In fact the tower is symmetrical, but the diamond pattern of its façades makes it look as if it isn't. As you move around New York, you keep getting glimpses of a tower whose character seems to shift with every new view. Swiss Re on the other hand is exactly the same from wherever you see it. And while Swiss Re is something of a non-event at the pavement, the Hearst Tower has a much stronger presence at ground level.

William Randolph Hearst commissioned the original New York headquarters for his publishing empire in 1928. The Viennese exile Joseph Urban designed a six-storey Art Deco block, faced in stone, always intended as the base for a tower that, 70 years later, still hadn't been built.
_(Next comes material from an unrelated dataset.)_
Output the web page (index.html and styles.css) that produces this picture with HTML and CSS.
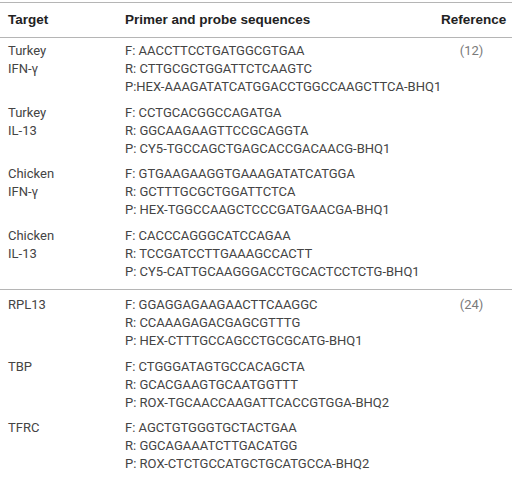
FILE: index.html
```html
<!DOCTYPE html>
<html>
<head>
<meta charset="utf-8">
<link rel="stylesheet" href="styles.css">
</head>
<body>
<table class="primers">
  <thead>
    <tr>
      <th class="col-target">Target</th>
      <th class="col-seq">Primer and probe sequences</th>
      <th class="col-ref">Reference</th>
    </tr>
  </thead>
  <tbody class="targets">
    <tr>
      <td class="col-target">Turkey<br>IFN-γ</td>
      <td class="col-seq">F: AACCTTCCTGATGGCGTGAA<br>R: CTTGCGCTGGATTCTCAAGTC<br>P:HEX-AAAGATATCATGGACCTGGCCAAGCTTCA-BHQ1</td>
      <td class="col-ref">(12)</td>
    </tr>
    <tr>
      <td class="col-target">Turkey<br>IL-13</td>
      <td class="col-seq">F: CCTGCACGGCCAGATGA<br>R: GGCAAGAAGTTCCGCAGGTA<br>P: CY5-TGCCAGCTGAGCACCGACAACG-BHQ1</td>
      <td class="col-ref"></td>
    </tr>
    <tr>
      <td class="col-target">Chicken<br>IFN-γ</td>
      <td class="col-seq">F: GTGAAGAAGGTGAAAGATATCATGGA<br>R: GCTTTGCGCTGGATTCTCA<br>P: HEX-TGGCCAAGCTCCCGATGAACGA-BHQ1</td>
      <td class="col-ref"></td>
    </tr>
    <tr>
      <td class="col-target">Chicken<br>IL-13</td>
      <td class="col-seq">F: CACCCAGGGCATCCAGAA<br>R: TCCGATCCTTGAAAGCCACTT<br>P: CY5-CATTGCAAGGGACCTGCACTCCTCTG-BHQ1</td>
      <td class="col-ref"></td>
    </tr>
  </tbody>
  <tbody class="refgenes">
    <tr>
      <td class="col-target">RPL13</td>
      <td class="col-seq">F: GGAGGAGAAGAACTTCAAGGC<br>R: CCAAAGAGACGAGCGTTTG<br>P: HEX-CTTTGCCAGCCTGCGCATG-BHQ1</td>
      <td class="col-ref">(24)</td>
    </tr>
    <tr>
      <td class="col-target">TBP</td>
      <td class="col-seq">F: CTGGGATAGTGCCACAGCTA<br>R: GCACGAAGTGCAATGGTTT<br>P: ROX-TGCAACCAAGATTCACCGTGGA-BHQ2</td>
      <td class="col-ref"></td>
    </tr>
    <tr>
      <td class="col-target">TFRC</td>
      <td class="col-seq">F: AGCTGTGGGTGCTACTGAA<br>R: GGCAGAAATCTTGACATGG<br>P: ROX-CTCTGCCATGCTGCATGCCA-BHQ2</td>
      <td class="col-ref"></td>
    </tr>
  </tbody>
</table>
</body>
</html>
```

FILE: styles.css
```css
html, body {
  margin: 0;
  padding: 0;
  background: #ffffff;
}

body {
  font-family: Roboto, "Liberation Sans", Arial, sans-serif;
  color: #444;
}

.primers {
  width: 100%;
  margin-top: 2px;
  border-collapse: collapse;
  border-spacing: 0;
  table-layout: fixed;
}

.primers th {
  font-family: "Liberation Sans", Arial, sans-serif;
  font-size: 13.5px;
  font-weight: bold;
  color: #222;
  text-align: left;
  line-height: 18px;
  padding: 8px 0;
  border-top: 1px solid #b5b5b5;
  border-bottom: 1px solid #b5b5b5;
}

.primers td {
  font-size: 13px;
  font-weight: 400;
  line-height: 18px;
  padding: 4px 0 3.5px;
  vertical-align: top;
  white-space: nowrap;
}

.targets tr:last-child td {
  padding-bottom: 8.5px;
}

.refgenes {
  border-top: 1px solid #b5b5b5;
}

.refgenes tr:first-child td {
  padding-top: 6px;
}

.col-target {
  width: 117px;
  padding-left: 8px !important;
}

.col-seq {
  width: 316px;
}

th.col-ref {
  text-align: center;
  padding-right: 6px;
}

td.col-ref {
  text-align: center;
  padding-right: 10px;
  color: #7a7a7a;
}
```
Urban used the language of Busby Berkeley for a design that would have looked more at home in Hollywood than on Eighth Avenue, within sight of Central Park. Foster keeps the stone base as a kind of skirt, allowing the tower to float above it, neither continuing the original aesthetic nor ignoring it.

Inside its skin he has carved out what he describes as a town square, but does not reveal it at once. Coming through the bronze doors of Urban's original façade, visitors are confronted with banks of escalators funnelling them through a cascading waterfall and up to an expansive vaulted space that explosively reveals itself. As they ascend, they find themselves in a light-filled cathedral, five floors high, with the elevator lobby, a staff cafe and other social amenities at its centre, offering an exemplary demonstration of all that a high-rise can offer a city.